Shepard in Freedom 7 capsule before launch (1961)
  • Now that we've lost Alan Shepard, I can't help feeling that something is wrong with this picture; astronauts aren't supposed to grow old and leave this Earth forever. In our memories, they remain as Shepard was on that sunny Friday morning in May 1961, when he lay inside a tiny Mercury capsule ready to be hurled into space atop a Redstone booster.
  • With the passing of Alan Shepard, our nation has lost an outstanding patriot, one of its finest pilots -and I have lost a very close friend.
  • His service will always loom large in America's history. He is one of the great heroes of modern America.

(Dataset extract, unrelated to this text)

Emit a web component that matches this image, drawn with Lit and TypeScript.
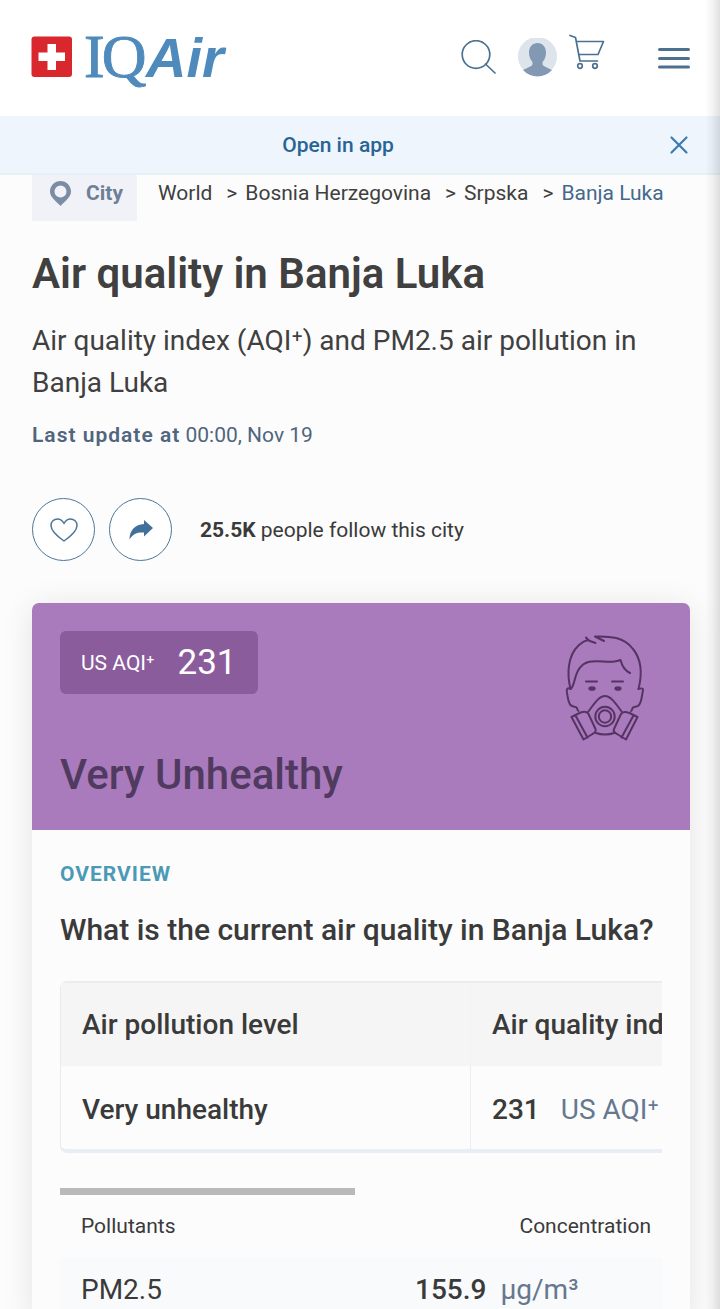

  • His flight was a tremendous statement about tenacity, courage and brilliance. He crawled on top of that rocket that had never before flown into space with a person aboard, and he did it. That was an unbelievable act of courage.
    • NASA Administrator Daniel Goldin — reported in Mark Carreau (July 23, 1998) "Alan Shepard, first American in space, is dead at 74 - Space Age pioneer succumbs to lengthy illness in California", Houston Chronicle, p. A1.
  • One can make the argument that the success of the Shepard flight enabled the decision to go to the moon.
  • Alan Shepard was a great man, a great leader. We were pioneers. If you are an explorer, what more can you ask than to travel into space.
  • Certainly Shepard's flight was a major moment in American history and it clearly showed we were going to respond to the Soviet challenge.
    • Louis Friedman — reported in David Montero (July 23, 1998) "Alan B. Shepard: 1923-1998 - A man of the heavens First American in space, moon golfer dies in sleep", Ventura County Star, p. A01.